# YOUR TASK:
Repeat exactly, and only, the lines from the one that contains "Emit a component" to the one that contains "import React from 'react';", both ends included. Omit every picture.

Pages as source code:
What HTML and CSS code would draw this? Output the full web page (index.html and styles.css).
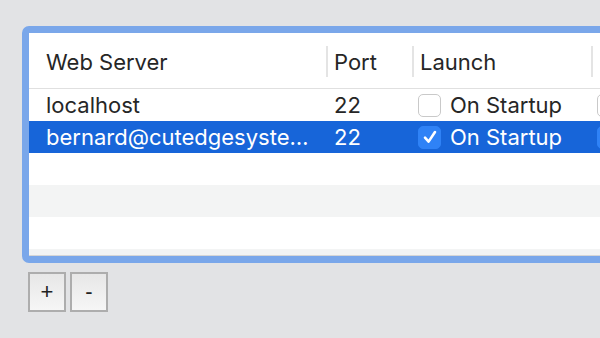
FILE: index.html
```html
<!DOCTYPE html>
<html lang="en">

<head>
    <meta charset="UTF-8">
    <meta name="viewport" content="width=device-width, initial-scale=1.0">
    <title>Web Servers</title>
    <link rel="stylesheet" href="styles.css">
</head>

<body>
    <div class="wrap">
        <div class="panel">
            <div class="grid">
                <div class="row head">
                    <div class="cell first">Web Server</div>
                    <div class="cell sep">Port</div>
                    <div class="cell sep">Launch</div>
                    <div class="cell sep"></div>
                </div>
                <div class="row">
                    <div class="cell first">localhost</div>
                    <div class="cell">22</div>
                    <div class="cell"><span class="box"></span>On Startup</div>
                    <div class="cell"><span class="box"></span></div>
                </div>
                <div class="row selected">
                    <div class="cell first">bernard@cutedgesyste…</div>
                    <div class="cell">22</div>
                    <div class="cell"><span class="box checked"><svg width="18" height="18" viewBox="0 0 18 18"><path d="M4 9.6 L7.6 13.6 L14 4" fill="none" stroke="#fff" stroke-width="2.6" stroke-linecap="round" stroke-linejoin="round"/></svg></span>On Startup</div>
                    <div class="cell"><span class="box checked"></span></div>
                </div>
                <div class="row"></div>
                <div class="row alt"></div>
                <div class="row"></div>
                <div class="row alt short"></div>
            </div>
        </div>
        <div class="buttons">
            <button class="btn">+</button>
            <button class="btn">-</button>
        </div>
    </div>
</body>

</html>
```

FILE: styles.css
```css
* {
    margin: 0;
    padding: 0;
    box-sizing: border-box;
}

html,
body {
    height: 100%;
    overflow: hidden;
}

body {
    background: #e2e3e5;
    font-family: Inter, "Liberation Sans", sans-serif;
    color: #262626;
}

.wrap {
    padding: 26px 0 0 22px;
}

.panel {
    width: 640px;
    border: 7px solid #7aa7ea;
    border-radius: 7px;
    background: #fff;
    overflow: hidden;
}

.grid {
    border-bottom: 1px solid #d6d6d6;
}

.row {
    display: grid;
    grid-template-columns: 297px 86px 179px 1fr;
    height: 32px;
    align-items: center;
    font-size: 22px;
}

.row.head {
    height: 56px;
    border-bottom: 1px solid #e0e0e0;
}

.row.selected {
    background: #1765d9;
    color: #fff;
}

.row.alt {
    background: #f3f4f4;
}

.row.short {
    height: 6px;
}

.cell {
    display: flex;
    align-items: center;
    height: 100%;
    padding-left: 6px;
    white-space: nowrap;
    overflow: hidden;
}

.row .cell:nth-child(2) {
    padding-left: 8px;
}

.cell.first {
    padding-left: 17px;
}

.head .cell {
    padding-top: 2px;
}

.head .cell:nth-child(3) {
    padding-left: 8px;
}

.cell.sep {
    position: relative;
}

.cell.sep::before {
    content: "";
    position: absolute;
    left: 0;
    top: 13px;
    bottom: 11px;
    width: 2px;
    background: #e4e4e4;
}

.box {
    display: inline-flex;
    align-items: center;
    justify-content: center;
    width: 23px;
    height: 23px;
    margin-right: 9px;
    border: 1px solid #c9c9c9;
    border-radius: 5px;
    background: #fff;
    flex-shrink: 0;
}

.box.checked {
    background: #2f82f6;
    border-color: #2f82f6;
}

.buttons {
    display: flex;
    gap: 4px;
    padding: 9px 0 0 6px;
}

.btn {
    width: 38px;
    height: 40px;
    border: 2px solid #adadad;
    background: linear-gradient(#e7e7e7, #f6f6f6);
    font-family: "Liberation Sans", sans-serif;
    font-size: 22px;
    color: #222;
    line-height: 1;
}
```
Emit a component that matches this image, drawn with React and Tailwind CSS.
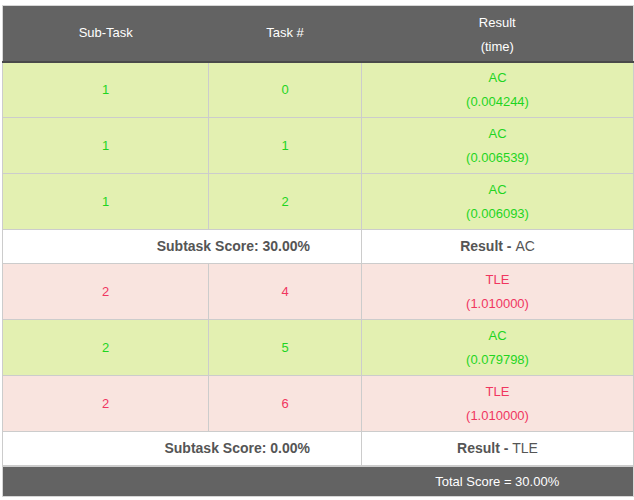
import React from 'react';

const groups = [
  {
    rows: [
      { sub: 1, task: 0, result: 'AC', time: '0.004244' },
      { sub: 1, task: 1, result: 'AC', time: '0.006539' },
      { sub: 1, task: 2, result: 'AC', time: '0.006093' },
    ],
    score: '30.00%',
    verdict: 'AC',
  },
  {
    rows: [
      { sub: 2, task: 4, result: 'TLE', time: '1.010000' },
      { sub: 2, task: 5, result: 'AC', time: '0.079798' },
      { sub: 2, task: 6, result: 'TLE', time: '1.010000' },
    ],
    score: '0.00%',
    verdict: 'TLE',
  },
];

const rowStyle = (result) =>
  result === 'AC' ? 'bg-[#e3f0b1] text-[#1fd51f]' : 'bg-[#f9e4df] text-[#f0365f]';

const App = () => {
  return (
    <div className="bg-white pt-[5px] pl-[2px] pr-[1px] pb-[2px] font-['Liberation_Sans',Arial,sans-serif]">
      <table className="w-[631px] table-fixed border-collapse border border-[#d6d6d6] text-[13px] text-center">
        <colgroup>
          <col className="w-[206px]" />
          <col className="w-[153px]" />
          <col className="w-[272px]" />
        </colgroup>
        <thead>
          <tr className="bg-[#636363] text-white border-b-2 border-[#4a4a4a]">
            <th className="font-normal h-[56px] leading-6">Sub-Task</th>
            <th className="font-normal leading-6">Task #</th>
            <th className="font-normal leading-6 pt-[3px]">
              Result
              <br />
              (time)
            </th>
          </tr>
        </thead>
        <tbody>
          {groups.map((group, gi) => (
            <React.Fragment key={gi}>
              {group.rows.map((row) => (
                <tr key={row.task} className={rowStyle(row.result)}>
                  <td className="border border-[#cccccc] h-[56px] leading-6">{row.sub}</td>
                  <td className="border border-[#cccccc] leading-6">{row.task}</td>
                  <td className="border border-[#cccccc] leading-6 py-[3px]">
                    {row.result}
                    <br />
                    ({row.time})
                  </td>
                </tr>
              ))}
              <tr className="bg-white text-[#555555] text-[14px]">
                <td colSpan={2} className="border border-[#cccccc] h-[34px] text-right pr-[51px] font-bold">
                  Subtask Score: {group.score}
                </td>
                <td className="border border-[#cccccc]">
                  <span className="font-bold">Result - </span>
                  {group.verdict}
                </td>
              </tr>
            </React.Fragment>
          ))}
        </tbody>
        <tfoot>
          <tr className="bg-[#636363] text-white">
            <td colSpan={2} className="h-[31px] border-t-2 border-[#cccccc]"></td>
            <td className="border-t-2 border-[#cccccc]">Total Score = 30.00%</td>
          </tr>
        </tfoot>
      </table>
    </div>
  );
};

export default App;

# WRITTEN SOLUTION:
Emit a component that matches this image, drawn with React and Tailwind CSS.
import React from 'react';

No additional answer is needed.